Feminists also criticize the US Supreme Court's reasoning in support of the state interest in protecting potential life. One concern is the scope of the supposed interest, for example whether it extends to the sale or distribution of contraceptive devices that prevent implantation after fertilization, or that even are claimed to do so in rare cases. Another concern is how any interest in protecting fetal life from the moment of conception can be supported in a secular, liberal state. If the answer is that there is some special status accorded to the human embryo or fertilized egg that requires its protection from the moment it is fertilized, feminists argue, this is a religious view. It is an article of faith that any individual is entitled to hold but that should not be enforced upon others through law. Thus, feminists contend, religious beliefs are being smuggled into state laws and the US Constitution that have a disproportionate impact upon women. Furthermore, any such laws ought to be invalid in any secular state and are explicitly forbidden by the anti-establishment clause of the US Constitution (Peach 2002). But the vague references to protecting potential life, so central to all the Supreme Court's decisions on this complex issue, obscure these critical implications and are problematic on many grounds. Even in a modern, secular, liberal state that is explicitly committed to individual freedom, women's fundamental liberties can be obscured and mystified by language and action that uphold and impose longstanding restrictive modes of thought and custom that may not always be recognized as religious in origin but that have no other real explanation. Such restrictions are often expressed in and defended by the use of religious language (such as sacred-ness or sanctity) that is applied to controversial religious doctrines as though they were settled, basic and uncontroversial. (For example, the question of when life begins is a controversial one for Christians. Even the Catholic Church held different views about it at different times in history. But abortion opponents treat it as if it were religiously settled.) Finally, the aspirational language (e.g., not fertilized eggs or embryos, but potential life or unborn children) tends to obscure the issues and subvert rational argument with emotional appeals.

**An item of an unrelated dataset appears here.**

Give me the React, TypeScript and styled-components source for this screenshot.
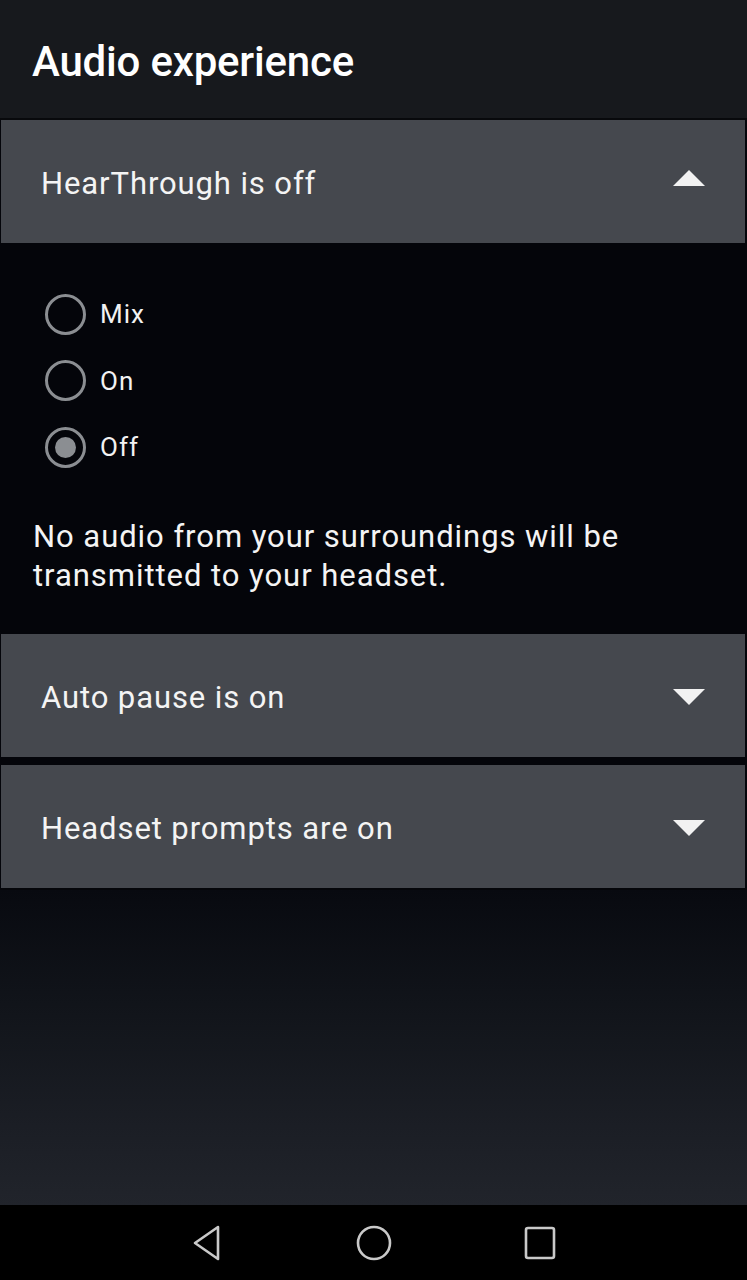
import React from 'react';
import styled, { createGlobalStyle } from 'styled-components';

const GlobalStyle = createGlobalStyle`
  html, body {
    margin: 0;
    padding: 0;
    background: #000;
  }
  #root {
    height: 1280px;
  }
`;

const Screen = styled.div`
  width: 747px;
  height: 1280px;
  display: flex;
  flex-direction: column;
  font-family: Roboto, 'Noto Sans', sans-serif;
  color: #fff;
  background: #04050a;
`;

const Header = styled.header`
  height: 118px;
  flex-shrink: 0;
  display: flex;
  align-items: center;
  padding: 0 33px;
  background: #17191d;
  border-bottom: 2px solid #08090c;
`;

const Title = styled.h1`
  margin: 0 0 0 -1px;
  font-size: 42px;
  font-weight: 500;
  letter-spacing: -0.2px;
  padding-top: 4px;
`;

const Panel = styled.div`
  height: 123px;
  flex-shrink: 0;
  margin: 0 2px 0 1px;
  display: flex;
  align-items: center;
  justify-content: space-between;
  padding: 0 40px 0 40px;
  background: #45484e;
`;

const PanelLabel = styled.span`
  font-size: 31px;
  font-weight: 400;
  letter-spacing: 0.9px;
  padding-top: 3px;
  color: #f4f4f4;
`;

const Arrow = styled.span<{ $up?: boolean }>`
  width: 0;
  height: 0;
  border-left: 16px solid transparent;
  border-right: 16px solid transparent;
  ${({ $up }) =>
    $up ? 'border-bottom: 16px solid #f2f2f2;' : 'border-top: 16px solid #f2f2f2;'}
  margin-top: ${({ $up }) => ($up ? '-8px' : '2px')};
`;

const Body = styled.section`
  height: 391px;
  flex-shrink: 0;
  box-sizing: border-box;
  padding: 51px 33px 0;
  background: #04050a;
`;

const RadioList = styled.div`
  display: flex;
  flex-direction: column;
  gap: 26.5px;
  padding-left: 12px;
`;

const RadioRow = styled.label`
  display: flex;
  align-items: center;
  gap: 14px;
  height: 40px;
  font-size: 26px;
  letter-spacing: 1px;
  color: #f2f2f2;
`;

const RadioCircle = styled.span<{ $checked?: boolean }>`
  width: 41px;
  height: 41px;
  box-sizing: border-box;
  border-radius: 50%;
  border: 3.5px solid #8b8e92;
  display: flex;
  align-items: center;
  justify-content: center;

  &::after {
    content: '';
    display: ${({ $checked }) => ($checked ? 'block' : 'none')};
    width: 21px;
    height: 21px;
    border-radius: 50%;
    background: #8b8e92;
  }
`;

const Description = styled.p`
  margin: 50px 0 0;
  font-size: 31px;
  line-height: 39px;
  letter-spacing: 0.95px;
  color: #f4f4f4;
`;

const Divider = styled.div`
  height: 8px;
  flex-shrink: 0;
  background: #04050a;
`;

const Filler = styled.div`
  flex: 1;
  border-top: 2px solid #05060a;
  background: linear-gradient(180deg, #080a10 0%, #12151b 40%, #1b1e25 75%, #21242b 100%);
`;

const NavBar = styled.nav`
  height: 75px;
  flex-shrink: 0;
  background: #000;
  display: flex;
  align-items: center;
  justify-content: center;
  gap: 128px;
`;

const NavIcon = styled.svg`
  width: 38px;
  height: 38px;
  display: block;
`;

const options = [
  { label: 'Mix', checked: false },
  { label: 'On', checked: false },
  { label: 'Off', checked: true },
];

const App: React.FC = () => {
  return (
    <>
      <GlobalStyle />
      <Screen>
        <Header>
          <Title>Audio experience</Title>
        </Header>

        <Panel>
          <PanelLabel>HearThrough is off</PanelLabel>
          <Arrow $up />
        </Panel>

        <Body>
          <RadioList>
            {options.map((o) => (
              <RadioRow key={o.label}>
                <RadioCircle $checked={o.checked} />
                {o.label}
              </RadioRow>
            ))}
          </RadioList>
          <Description>
            No audio from your surroundings will be
            <br />
            transmitted to your headset.
          </Description>
        </Body>

        <Panel>
          <PanelLabel>Auto pause is on</PanelLabel>
          <Arrow />
        </Panel>
        <Divider />
        <Panel>
          <PanelLabel>Headset prompts are on</PanelLabel>
          <Arrow />
        </Panel>

        <Filler />

        <NavBar>
          <NavIcon viewBox="0 0 38 38">
            <path
              d="M29 3 L6 19 L29 35 Z"
              fill="none"
              stroke="#c9c9c9"
              strokeWidth="2.6"
              strokeLinejoin="round"
            />
          </NavIcon>
          <NavIcon viewBox="0 0 38 38">
            <ellipse cx="19" cy="19" rx="16" ry="16" fill="none" stroke="#c9c9c9" strokeWidth="2.6" />
          </NavIcon>
          <NavIcon viewBox="0 0 38 38">
            <rect x="5" y="4" width="28" height="30" rx="2" fill="none" stroke="#c9c9c9" strokeWidth="2.6" />
          </NavIcon>
        </NavBar>
      </Screen>
    </>
  );
};

export default App;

Some societies explicitly incorporate religious law into their legal systems, operate dual systems, or are expressly theocratic. Others are secular but faced with strong customary elements. To some extent all societies face the problem of customary resistance to reform, as illustrated by the US abortion dispute discussed above. In nations with a strong religious (or customary) influence on law, feminists may face difficult issues of how to interpret religious law into language more favorable to women's freedom, how to call upon international human rights norms, and/or how to interpret the language of customary law in a way that enables it to absorb feminist reforms over time (Quriashi 2011). This is a special case of the general problem of entrenchment. It may involve several different ways of challenging the religious establishment on matters of interpretation that are (traditionally) considered settled or fundamental. Some customary doctrines arguably have no particular basis in religious texts, although they are treated as though they do (e.g., when life begins). Furthermore, some doctrines have a very general religious basis (e.g., women should be modest) but are interpreted to require far more severe or detailed customs (e.g., women must be entirely covered whenever they are in public). A further strategy points out that all religious interpretation is selective, so it must be determined whether a passage of text should be considered basic and eternal, or whether it was simply a reflection of particular customs or attitudes relevant to a particular time in history (e.g., adultery and blasphemy are capital offenses). Some innovative work has been done on these issues, for example, by exploring the distinction between shari'a (eternal) law and fiqh (custom or jurisprudence) in Islam, and by considering the interplay of dual systems (Quriashi 2011; Mir-Hosseini 2005; Reed & Pollitt 2002; Jeffrey & Basu 1998).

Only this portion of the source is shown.